<<<<
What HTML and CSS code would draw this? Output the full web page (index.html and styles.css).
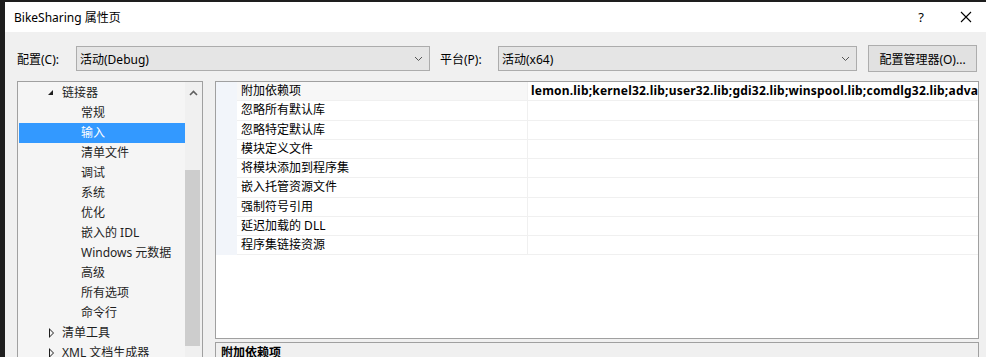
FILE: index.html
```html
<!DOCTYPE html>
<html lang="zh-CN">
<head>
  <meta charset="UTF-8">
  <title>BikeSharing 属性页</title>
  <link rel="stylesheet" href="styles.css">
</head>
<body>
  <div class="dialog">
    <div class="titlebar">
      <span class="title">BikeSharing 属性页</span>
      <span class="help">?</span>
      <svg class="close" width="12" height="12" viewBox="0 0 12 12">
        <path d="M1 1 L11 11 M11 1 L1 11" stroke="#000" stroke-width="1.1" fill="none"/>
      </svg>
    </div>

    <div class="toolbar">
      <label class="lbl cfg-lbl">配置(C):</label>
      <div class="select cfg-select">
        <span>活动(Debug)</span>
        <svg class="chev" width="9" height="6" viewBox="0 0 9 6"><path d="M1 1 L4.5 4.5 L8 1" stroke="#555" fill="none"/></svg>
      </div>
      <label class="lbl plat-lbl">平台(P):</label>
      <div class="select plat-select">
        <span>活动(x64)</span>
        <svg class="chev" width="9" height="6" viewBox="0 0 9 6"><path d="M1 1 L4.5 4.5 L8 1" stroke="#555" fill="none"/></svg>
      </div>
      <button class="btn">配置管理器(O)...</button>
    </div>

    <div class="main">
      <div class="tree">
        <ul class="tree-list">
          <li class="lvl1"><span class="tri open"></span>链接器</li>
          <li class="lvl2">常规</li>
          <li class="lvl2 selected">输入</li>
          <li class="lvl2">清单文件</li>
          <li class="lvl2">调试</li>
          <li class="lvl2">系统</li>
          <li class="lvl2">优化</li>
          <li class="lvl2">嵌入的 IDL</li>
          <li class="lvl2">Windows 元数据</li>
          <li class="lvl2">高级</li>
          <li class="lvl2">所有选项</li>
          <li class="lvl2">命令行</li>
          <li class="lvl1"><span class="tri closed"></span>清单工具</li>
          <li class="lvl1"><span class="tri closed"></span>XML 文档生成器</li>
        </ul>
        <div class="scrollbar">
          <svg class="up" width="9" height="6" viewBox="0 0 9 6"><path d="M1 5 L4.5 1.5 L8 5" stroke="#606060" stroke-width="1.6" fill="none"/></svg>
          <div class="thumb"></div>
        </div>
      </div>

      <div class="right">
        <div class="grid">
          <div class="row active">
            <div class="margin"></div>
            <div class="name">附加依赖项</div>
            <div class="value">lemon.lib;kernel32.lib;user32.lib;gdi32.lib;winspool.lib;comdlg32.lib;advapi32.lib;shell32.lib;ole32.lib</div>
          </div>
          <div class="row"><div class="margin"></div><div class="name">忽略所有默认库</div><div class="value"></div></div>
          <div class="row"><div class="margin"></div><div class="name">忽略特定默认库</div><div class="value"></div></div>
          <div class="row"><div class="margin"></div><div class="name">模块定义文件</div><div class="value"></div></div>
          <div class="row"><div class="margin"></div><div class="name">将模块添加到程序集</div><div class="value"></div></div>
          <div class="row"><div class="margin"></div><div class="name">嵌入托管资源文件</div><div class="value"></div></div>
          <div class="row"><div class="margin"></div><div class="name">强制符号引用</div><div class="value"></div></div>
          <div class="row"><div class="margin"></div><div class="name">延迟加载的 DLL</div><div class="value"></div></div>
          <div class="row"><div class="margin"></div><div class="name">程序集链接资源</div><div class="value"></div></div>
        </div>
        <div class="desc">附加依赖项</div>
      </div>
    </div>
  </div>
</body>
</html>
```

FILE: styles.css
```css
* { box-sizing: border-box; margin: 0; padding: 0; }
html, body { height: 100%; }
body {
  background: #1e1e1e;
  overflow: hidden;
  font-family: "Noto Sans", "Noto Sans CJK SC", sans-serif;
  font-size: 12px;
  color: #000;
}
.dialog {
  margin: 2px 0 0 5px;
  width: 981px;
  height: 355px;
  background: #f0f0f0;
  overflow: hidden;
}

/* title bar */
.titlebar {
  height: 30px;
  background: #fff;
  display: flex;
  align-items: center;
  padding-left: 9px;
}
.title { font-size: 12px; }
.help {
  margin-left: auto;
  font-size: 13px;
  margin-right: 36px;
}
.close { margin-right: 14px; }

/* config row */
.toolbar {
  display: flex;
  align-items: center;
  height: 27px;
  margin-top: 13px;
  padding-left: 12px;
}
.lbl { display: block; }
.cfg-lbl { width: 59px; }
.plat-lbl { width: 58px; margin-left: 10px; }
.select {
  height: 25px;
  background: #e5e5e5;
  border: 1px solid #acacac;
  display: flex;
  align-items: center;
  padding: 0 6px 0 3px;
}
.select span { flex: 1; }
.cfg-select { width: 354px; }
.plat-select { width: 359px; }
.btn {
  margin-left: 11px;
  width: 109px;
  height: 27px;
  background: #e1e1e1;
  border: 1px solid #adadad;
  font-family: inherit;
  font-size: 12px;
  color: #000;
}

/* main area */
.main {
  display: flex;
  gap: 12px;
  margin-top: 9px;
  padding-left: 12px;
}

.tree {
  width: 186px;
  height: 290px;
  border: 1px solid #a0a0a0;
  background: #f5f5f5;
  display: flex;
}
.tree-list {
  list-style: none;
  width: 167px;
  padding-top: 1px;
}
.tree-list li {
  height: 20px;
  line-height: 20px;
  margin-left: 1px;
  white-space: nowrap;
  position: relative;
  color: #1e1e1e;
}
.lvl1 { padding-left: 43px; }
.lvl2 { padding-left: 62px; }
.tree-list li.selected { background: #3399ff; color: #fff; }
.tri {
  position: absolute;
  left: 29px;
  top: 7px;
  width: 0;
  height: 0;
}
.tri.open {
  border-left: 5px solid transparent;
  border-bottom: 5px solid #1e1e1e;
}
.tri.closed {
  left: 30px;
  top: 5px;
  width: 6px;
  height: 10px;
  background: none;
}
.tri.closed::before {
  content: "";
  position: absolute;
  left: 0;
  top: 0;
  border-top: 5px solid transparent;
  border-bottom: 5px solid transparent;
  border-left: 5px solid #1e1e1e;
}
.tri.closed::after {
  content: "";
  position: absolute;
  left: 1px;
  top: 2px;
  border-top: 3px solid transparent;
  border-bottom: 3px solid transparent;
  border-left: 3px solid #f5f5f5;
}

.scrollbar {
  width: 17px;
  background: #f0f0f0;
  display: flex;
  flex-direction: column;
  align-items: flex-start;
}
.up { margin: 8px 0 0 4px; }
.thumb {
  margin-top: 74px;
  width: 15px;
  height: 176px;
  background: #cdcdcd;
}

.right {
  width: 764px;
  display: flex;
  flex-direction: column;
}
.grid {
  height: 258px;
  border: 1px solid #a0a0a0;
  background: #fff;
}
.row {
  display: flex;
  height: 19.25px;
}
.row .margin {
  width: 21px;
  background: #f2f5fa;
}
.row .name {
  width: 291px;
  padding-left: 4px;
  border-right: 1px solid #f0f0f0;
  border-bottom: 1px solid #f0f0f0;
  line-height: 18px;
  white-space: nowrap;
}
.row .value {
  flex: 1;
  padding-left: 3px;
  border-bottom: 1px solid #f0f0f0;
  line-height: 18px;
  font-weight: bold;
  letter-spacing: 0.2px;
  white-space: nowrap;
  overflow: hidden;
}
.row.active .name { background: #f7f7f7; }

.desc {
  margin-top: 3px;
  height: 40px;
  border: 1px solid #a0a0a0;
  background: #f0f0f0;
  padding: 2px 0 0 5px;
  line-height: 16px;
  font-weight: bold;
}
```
>>>>
<<<<
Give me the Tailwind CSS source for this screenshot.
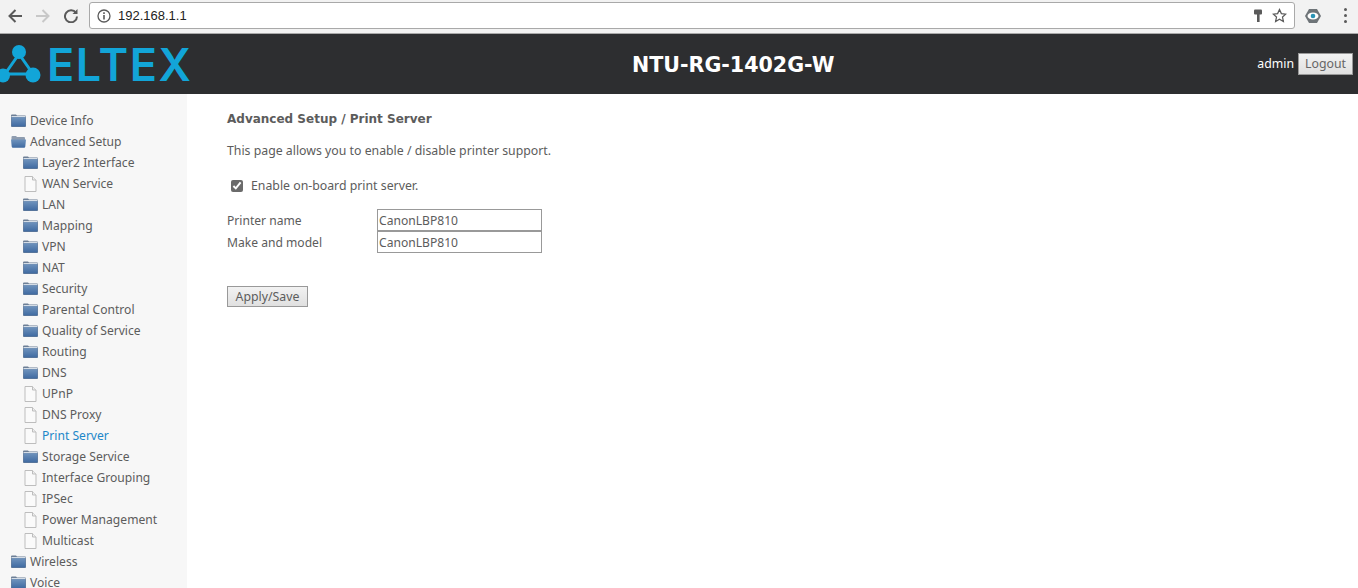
>>>>
<<<<
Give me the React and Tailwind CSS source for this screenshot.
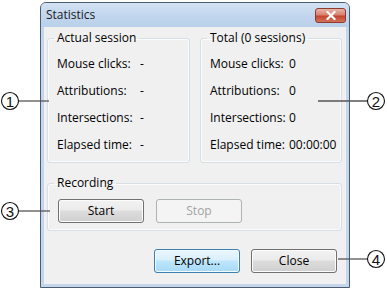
>>>>
Collect the lines that hold "Tailwind".

- [OUTPUT OF THE TASK]:
Give me the Tailwind CSS source for this screenshot.
Give me the React and Tailwind CSS source for this screenshot.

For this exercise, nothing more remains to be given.